おくりびとの日記

数多くの仏様を成仏させた「おくりびと」が、お葬式の出会いを綴ります。終活の参考になれば幸いです。

お葬式に出席できません

お葬式の連絡を受けても事情があり、どうしてもお通夜や告別式に出席不可能な場合も出てきます。そのような時は、すみやかに弔電を送りご遺族にお悔やみの気持ちを伝えます。しかし弔電はあくまでも略式の方法です。出来るなら後日に改めての弔問が良いでしょう。


始めて弔電を送る方は115番に電話をかけてNTTを利用するのがお勧めです。当日でも夕方までに申し込みをすれば全国に配達が可能です。相手へのメッセージなどが決まっていない場合でもオペレーターが臨機応変に対応してくれます。又24時間受付可能なインターネットサービスならWEBフォームから入力しますと完成イメージとして文面が表示されます。簡単な操作で内容を確認しながら手配まで出来ます。


宛先を喪家様のご自宅宛てにする方も多いのですが、近頃は葬儀会館でお葬式が行なわれるケースが大部分です。ご自宅宛てにしますと喪主様を始めとするご家族が、すでに葬儀会館へ出向いていて手渡しが出来ず受け取りが遅れることがあります。お葬式が葬儀会館で行われることが解かっていれば直接「葬儀会館宛て」に送付してください。その時に必ずお葬式の日程と時間を確認してから申込をします。葬儀会館宛ですが宛名は喪主様です。喪主様の名前がわからなければ「ご遺族様」でもかまいません。会館では毎日数多くの弔電を受け取ります。よく見かけるのは、亡くなった故人お名前が宛名になっている弔電です。亡くなった人宛と勘違いをしている方がおられるかもしれませんが、宛名が死者ではいけません。これはマナー違反になります。必ず確認して喪主様宛で送ってください。


弔電における差出人の表記は、お付き合いのないご遺族が見ても誰か解かるように「差出人名」と「故人との関係」を一言添えます。例えば〇〇株式会社〇年入社同期などと、故人との関係が解かるような書き方をしてください。


オリジナル文面で見受けるのが、亡くなった方との個人的な話題に関する内容があります。できればこれは記載しないほうが無難です。遺族が知らなかった故人との関係などは後からトラブルとなる可能性も出てきます。
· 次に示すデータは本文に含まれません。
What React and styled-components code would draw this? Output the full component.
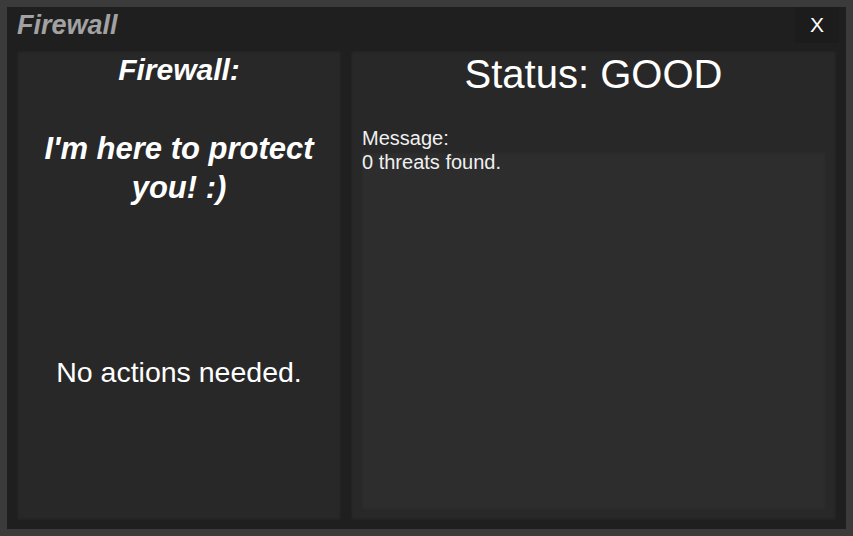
import React from "react";
import styled, { createGlobalStyle } from "styled-components";

const GlobalStyle = createGlobalStyle`
  html, body {
    margin: 0;
    padding: 0;
    background: #3b3b3b;
    font-family: "Liberation Sans", Arial, sans-serif;
  }
`;

const Window = styled.div`
  margin: 7px;
  width: 839px;
  height: 522px;
  background: #1f1f1f;
  display: flex;
  flex-direction: column;
  box-sizing: border-box;
`;

const TitleBar = styled.div`
  height: 36px;
  display: flex;
  align-items: center;
  justify-content: space-between;
  padding-left: 10px;
  padding-right: 7px;
  flex-shrink: 0;
`;

const Title = styled.div`
  color: #a2a2a2;
  font-size: 27px;
  font-weight: bold;
  font-style: italic;
`;

const CloseButton = styled.div`
  width: 44px;
  height: 36px;
  display: flex;
  align-items: center;
  justify-content: center;
  color: #ffffff;
  font-size: 21px;
  background: #1c1c1c;
`;

const Body = styled.div`
  flex: 1;
  display: grid;
  grid-template-columns: 324px 1fr;
  gap: 10px;
  padding: 8px 10px 9px;
  min-height: 0;
`;

const Pane = styled.div`
  background: #282828;
  box-shadow: inset 0 0 3px rgba(0, 0, 0, 0.35);
  display: flex;
  flex-direction: column;
  align-items: ${(p) => (p.$center ? "center" : "stretch")};
  padding: ${(p) => p.$pad || "0"};
  color: #ffffff;
  text-align: center;
  min-height: 0;
`;

const Heading = styled.div`
  font-size: ${(p) => p.$size}px;
  line-height: ${(p) => p.$lh}px;
  font-weight: ${(p) => (p.$italic ? "bold" : "normal")};
  font-style: ${(p) => (p.$italic ? "italic" : "normal")};
  margin-top: ${(p) => p.$top || 0}px;
`;

const Label = styled.div`
  font-size: 20px;
  line-height: 28px;
  text-align: left;
  margin-top: 27px;
  padding-left: 1px;
  color: #f0f0f0;
`;

const MessageBox = styled.div`
  flex: 1;
  background: #2d2d2d;
  box-shadow: inset 0 0 3px rgba(0, 0, 0, 0.2);
  text-align: left;
  font-size: 20px;
  line-height: 20px;
  padding-left: 1px;
  color: #f0f0f0;
`;

export default function App() {
  return (
    <>
      <GlobalStyle />
      <Window>
        <TitleBar>
          <Title>Firewall</Title>
          <CloseButton>X</CloseButton>
        </TitleBar>
        <Body>
          <Pane $center $pad="1px 0 0">
            <Heading $size={30} $lh={36} $italic>
              Firewall:
            </Heading>
            <Heading $size={31} $lh={39} $italic $top={41}>
              I'm here to protect
              <br />
              you! :)
            </Heading>
            <Heading $size={28.5} $lh={32} $top={149}>
              No actions needed.
            </Heading>
          </Pane>
          <Pane $pad="0 10px 10px">
            <Heading $size={40} $lh={46}>
              Status: GOOD
            </Heading>
            <Label>Message:</Label>
            <MessageBox>0 threats found.</MessageBox>
          </Pane>
        </Body>
      </Window>
    </>
  );
}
弔電の料金は記載する文字数と台紙の種類によって異なります。通常3000~5000円程度です。 台紙はメッセージカードのみの他に漆塗りや七宝そして刺しゅうで装飾された品、押し花や線香が付随した品などがあります。高価な商品では加工した生花のブリザードフラワーの箱入りとか、高級線香が線香皿付きで送られる1万円を超える弔電もあります。


送られた弔電は告別式の中で読み上げられます。そのためには告別式の開始前までに葬儀会館に届くように手配します。コロナ感染対策以降、故人の遺志や遺族の意向として大部分のお葬式が家族葬になりました。家族や親しい親族のみでお葬式を執り行う場合は「香典や弔電は不要」を打ち出しています。連絡を受けると故人を偲び「お悔やみの気持ちをぜひ伝えたい」と考えますが「弔電不要」と案内された場合は、ご遺族の気持ちを尊重して送付を控えるか、送ってもご迷惑にならないかを伺ってから送付するのが無難です。


弔電は故人に対してのお悔やみの言葉であると共に、ご遺族に対する励ましの意味もあります。参列できない場合に必ず送らなければならない行動ではありませんが、繋がりの深い方に対しては、哀悼の気持ちとして電文を送るのも一つの方法です。又、せっかく連絡を頂いたのですから、弔電だけで済ませるのではなく、後日連絡を取って改めて弔問するなり、手紙を送る等の配慮も必要だと思います。